• **Exercise**: How many of the lines contain the string "components"? Give the number, with no other words.

• **Data excerpt**:
— Start —

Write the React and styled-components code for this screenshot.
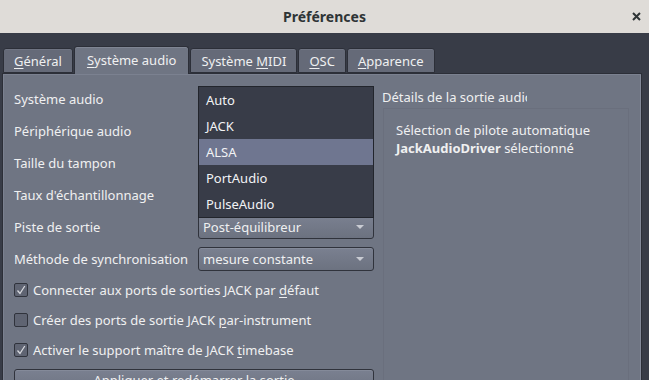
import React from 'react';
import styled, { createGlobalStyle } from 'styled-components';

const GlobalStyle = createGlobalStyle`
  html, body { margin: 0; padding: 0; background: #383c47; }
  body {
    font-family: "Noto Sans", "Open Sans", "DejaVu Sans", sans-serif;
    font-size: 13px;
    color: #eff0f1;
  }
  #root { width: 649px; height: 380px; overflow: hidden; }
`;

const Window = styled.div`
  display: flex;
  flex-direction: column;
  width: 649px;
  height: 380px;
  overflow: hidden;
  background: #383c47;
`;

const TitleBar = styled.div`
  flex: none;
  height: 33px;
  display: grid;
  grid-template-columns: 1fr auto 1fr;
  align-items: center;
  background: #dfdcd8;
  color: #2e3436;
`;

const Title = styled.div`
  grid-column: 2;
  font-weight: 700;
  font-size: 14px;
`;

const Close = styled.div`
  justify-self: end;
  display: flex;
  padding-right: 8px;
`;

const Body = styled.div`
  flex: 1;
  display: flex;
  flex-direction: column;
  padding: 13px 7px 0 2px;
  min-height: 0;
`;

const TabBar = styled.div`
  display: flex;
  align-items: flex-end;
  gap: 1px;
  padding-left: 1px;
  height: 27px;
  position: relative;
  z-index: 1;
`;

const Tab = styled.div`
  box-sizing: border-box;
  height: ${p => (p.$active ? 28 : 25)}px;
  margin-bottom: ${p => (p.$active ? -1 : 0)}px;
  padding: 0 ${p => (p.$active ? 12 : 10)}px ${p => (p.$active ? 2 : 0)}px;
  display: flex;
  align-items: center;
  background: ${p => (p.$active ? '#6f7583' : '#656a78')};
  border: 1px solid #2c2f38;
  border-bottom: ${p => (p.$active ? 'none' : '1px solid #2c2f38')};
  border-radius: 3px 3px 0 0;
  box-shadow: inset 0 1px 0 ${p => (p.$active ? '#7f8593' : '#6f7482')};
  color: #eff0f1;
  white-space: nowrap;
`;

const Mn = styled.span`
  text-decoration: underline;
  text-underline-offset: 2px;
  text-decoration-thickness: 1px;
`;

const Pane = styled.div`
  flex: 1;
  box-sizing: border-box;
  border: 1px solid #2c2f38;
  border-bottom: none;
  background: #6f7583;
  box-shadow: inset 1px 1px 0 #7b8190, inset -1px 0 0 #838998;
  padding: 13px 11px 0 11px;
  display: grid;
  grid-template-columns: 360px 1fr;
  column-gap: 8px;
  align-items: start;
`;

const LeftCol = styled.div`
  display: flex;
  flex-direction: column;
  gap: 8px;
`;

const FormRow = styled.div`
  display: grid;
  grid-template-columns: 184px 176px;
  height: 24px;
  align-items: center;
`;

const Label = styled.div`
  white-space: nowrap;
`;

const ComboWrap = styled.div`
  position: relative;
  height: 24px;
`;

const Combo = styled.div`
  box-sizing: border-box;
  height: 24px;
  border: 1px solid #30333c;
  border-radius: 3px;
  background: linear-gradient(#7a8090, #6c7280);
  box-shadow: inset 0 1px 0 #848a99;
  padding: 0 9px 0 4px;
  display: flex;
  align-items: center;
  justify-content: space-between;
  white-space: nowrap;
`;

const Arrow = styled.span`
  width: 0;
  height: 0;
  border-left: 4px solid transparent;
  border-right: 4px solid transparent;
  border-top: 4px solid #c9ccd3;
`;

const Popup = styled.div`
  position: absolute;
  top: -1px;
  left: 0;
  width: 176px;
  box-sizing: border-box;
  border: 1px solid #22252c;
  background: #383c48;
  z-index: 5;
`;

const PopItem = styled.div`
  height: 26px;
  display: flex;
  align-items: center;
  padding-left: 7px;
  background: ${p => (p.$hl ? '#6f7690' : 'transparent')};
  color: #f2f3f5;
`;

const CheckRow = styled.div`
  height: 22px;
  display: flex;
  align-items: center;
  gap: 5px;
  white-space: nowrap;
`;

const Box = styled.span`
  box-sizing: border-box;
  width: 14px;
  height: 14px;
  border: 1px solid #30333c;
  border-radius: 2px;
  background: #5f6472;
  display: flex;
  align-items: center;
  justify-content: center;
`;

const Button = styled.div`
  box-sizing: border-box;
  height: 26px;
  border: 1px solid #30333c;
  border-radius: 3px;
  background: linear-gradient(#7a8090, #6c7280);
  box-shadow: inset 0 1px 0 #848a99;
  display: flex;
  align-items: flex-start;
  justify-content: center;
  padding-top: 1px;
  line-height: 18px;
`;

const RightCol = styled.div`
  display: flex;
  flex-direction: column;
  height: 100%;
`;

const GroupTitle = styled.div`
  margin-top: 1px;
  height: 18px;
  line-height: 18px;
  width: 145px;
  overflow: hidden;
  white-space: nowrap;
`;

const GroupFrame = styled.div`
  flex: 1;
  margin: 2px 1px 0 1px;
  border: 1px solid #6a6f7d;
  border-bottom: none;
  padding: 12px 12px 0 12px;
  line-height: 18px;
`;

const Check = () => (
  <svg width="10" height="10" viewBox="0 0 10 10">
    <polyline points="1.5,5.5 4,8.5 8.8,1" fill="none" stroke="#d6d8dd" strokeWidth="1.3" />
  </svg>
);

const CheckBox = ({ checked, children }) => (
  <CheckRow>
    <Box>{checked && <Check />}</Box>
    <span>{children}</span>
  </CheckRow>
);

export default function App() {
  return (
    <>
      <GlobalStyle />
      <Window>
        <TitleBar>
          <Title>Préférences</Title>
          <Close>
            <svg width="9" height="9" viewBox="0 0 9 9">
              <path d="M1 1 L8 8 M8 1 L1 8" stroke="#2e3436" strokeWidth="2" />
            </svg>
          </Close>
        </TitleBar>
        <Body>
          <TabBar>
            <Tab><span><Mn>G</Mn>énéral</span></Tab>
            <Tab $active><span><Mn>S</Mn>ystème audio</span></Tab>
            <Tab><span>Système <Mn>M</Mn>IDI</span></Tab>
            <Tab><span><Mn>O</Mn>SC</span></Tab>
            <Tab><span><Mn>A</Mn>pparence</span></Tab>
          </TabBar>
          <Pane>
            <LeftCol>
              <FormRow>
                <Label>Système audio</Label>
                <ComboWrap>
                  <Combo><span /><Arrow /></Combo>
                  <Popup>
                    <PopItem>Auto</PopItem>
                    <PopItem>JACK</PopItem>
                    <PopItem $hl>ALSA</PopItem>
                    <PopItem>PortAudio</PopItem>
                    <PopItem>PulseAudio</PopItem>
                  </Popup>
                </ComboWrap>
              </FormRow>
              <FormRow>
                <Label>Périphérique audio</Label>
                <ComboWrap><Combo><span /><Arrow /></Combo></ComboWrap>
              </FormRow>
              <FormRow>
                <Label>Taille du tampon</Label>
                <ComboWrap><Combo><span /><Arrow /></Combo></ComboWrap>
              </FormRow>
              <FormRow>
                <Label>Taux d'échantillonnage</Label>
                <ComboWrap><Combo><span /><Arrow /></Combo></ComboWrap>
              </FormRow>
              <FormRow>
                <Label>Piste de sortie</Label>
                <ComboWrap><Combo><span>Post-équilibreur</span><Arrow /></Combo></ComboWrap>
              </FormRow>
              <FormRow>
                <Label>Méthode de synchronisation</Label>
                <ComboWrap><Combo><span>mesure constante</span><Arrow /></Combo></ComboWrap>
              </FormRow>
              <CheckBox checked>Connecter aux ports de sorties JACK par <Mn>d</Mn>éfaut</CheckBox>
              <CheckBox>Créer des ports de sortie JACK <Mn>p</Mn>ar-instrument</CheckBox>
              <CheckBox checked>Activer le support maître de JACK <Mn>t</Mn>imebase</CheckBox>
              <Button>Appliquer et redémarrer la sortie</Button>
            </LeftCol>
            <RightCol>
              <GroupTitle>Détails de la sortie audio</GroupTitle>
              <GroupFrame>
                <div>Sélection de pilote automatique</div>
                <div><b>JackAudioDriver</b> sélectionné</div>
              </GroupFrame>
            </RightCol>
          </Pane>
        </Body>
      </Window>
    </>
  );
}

— End —

• **Output of the task**: 2